British cars did not share in that golden era. In fact, the 80s were a despicable time for marques like Jaguar (XJS-C) and Aston Martin (Lagonda).
-shudder-
These were the dying days of British Leyland, union strikes, dismal quality control, financial woes, and nonsensical forays into technologies too advanced to be safely implemented – touch panel shifting, anyone?
Perhaps that’s why – these two decades on – Aston Martin is now enjoying its own seminal period of perfection. Where ze Germans have taken their eye off their A-game and given into pork and brand extension, Aston has – except for the wrongful Toyota city car gamble – kept focus.
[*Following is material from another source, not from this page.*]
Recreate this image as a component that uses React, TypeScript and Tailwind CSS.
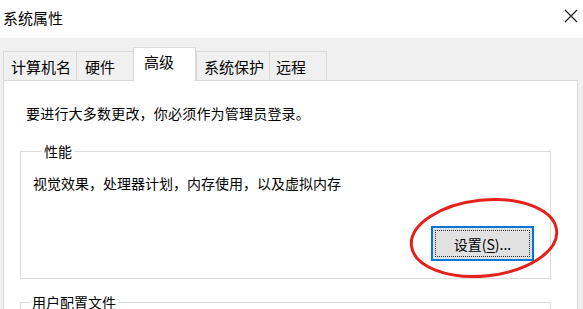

Granted, product can always be improved and the V8 Vantage on up to the One-77 are no exceptions.
But, all things being right as rain, Dr. Bez & Co. now peddle the world’s most beautiful cars; the 2010 Rapide “four door sports car” included.
The last time Aston Martin Lagonda Ltd built a low-slung, ahead-of-its time four door, it was walloped by the dual curse of poor sales and core-client backlash.
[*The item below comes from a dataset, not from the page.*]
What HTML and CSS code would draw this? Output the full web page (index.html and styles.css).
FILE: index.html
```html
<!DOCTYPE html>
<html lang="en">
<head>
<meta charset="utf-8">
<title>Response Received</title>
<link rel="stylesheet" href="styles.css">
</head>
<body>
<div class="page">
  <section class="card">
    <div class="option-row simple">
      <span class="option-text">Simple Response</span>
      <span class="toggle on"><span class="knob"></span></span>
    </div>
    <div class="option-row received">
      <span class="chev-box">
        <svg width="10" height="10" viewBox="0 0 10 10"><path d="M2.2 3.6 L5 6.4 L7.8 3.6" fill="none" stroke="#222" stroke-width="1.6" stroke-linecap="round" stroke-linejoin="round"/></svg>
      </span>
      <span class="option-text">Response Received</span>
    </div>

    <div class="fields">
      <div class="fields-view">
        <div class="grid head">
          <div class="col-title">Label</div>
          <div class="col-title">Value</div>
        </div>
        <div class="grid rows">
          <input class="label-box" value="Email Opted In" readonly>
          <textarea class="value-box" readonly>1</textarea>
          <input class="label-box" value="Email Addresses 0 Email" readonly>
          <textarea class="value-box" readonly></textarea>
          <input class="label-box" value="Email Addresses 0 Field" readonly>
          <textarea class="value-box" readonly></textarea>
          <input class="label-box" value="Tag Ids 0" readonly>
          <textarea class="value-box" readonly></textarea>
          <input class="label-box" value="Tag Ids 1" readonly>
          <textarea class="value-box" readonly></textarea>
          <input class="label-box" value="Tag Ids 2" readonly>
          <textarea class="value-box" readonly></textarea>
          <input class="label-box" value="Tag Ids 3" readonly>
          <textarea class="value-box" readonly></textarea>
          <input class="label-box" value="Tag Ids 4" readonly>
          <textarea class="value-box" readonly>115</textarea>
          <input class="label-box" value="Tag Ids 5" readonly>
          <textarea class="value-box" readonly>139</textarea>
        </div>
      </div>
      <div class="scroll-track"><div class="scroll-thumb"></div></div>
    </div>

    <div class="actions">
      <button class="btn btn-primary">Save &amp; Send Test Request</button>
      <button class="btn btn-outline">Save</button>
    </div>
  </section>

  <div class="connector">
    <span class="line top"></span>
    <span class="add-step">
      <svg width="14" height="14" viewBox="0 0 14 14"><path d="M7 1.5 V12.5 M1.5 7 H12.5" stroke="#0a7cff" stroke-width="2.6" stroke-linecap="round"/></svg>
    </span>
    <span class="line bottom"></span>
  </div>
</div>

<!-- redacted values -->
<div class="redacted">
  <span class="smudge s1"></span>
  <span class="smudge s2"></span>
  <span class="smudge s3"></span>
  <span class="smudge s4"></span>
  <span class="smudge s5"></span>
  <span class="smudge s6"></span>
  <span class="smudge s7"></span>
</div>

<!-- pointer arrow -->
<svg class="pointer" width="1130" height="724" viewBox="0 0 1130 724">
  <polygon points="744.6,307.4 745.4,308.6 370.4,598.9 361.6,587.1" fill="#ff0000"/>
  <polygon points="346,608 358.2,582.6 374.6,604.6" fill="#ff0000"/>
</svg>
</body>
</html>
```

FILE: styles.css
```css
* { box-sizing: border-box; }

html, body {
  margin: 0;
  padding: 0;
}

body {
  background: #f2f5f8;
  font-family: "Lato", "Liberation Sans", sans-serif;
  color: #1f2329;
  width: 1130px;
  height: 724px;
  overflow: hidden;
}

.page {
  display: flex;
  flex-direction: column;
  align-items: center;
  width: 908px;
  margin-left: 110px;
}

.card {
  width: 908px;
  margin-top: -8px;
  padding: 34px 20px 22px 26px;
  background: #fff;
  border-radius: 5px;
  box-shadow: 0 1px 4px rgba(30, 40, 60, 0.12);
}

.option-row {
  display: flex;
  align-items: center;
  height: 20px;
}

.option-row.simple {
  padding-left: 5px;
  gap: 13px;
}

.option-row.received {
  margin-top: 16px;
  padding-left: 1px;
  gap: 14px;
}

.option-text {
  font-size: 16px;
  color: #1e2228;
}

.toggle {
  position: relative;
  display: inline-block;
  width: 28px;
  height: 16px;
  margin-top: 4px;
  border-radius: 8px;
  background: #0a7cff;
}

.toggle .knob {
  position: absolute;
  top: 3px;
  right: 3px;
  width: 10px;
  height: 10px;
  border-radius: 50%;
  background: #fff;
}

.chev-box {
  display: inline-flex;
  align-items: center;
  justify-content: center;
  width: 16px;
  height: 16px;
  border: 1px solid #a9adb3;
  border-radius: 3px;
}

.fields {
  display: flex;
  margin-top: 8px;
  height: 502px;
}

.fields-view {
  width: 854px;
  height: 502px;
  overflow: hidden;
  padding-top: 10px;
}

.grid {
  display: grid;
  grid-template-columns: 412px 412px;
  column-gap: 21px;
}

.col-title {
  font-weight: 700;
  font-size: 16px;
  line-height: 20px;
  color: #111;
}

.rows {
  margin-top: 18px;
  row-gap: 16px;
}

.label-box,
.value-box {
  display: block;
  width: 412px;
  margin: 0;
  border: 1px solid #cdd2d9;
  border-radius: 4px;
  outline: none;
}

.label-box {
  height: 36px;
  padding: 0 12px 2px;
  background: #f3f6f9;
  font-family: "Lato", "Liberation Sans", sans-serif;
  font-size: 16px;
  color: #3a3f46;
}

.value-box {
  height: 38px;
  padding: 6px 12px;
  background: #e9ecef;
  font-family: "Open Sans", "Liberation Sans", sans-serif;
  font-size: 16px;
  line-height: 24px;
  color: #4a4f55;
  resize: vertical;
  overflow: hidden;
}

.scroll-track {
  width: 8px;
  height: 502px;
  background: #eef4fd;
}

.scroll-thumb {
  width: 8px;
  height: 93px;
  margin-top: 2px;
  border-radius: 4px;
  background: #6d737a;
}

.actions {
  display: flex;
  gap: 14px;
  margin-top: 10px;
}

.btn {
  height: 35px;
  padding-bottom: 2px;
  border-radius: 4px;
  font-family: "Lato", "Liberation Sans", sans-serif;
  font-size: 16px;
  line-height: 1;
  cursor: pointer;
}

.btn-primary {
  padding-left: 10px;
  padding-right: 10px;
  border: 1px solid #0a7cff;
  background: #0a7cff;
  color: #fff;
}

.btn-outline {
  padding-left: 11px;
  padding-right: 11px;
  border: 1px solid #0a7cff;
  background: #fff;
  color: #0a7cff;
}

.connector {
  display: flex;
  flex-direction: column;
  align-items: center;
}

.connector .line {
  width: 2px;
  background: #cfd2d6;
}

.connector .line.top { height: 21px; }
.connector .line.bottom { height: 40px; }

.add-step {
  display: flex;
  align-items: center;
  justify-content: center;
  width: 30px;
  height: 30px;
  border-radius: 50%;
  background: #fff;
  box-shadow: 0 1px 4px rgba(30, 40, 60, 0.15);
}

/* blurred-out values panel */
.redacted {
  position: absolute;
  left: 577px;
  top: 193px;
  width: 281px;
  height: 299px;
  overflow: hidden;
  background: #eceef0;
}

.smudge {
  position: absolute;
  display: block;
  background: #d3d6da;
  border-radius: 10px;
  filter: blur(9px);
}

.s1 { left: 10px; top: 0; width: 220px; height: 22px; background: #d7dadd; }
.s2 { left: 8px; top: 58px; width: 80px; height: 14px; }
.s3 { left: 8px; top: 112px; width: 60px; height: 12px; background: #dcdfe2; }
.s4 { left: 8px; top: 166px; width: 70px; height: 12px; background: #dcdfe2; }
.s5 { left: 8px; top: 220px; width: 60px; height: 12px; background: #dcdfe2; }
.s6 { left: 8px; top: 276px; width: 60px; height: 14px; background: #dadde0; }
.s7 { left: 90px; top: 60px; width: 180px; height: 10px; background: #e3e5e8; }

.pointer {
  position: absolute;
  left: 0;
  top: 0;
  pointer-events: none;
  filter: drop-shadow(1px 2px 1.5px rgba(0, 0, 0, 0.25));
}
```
Add salt to this wound: the old Lagonda was starkly different from other Astons of its day.
Aside from being a severe 80s geometric interpretation of what the future held for cars, the Lagondas were overpriced and overstuffed with hardware that failed often and expensively. What made Aston “Aston” seemed cast aside in favor of the starkly modern.
Creative, though it was, the Lagonda belly flopped.
Fast forward and in contrast the Rapide’s entrance onto the world stage (officially) at Frankfurt and previously in concept in 2006 at Detroit has been met with almost universal praise for hitting the mark.
Credit for this initial success belongs to the Rapide’s smart inclusion of Aston heritage and a carefully weighted, but not stilted balance of future elements that will compromise the 2+2+hatch luxe coupĂ© segment which the 2010 Rapide and the Porsche Panamera inhabit.
With first deliveries set for early next year, we’ll wait to see whether quality and performance meet early praise and truly cap Aston’s current golden era.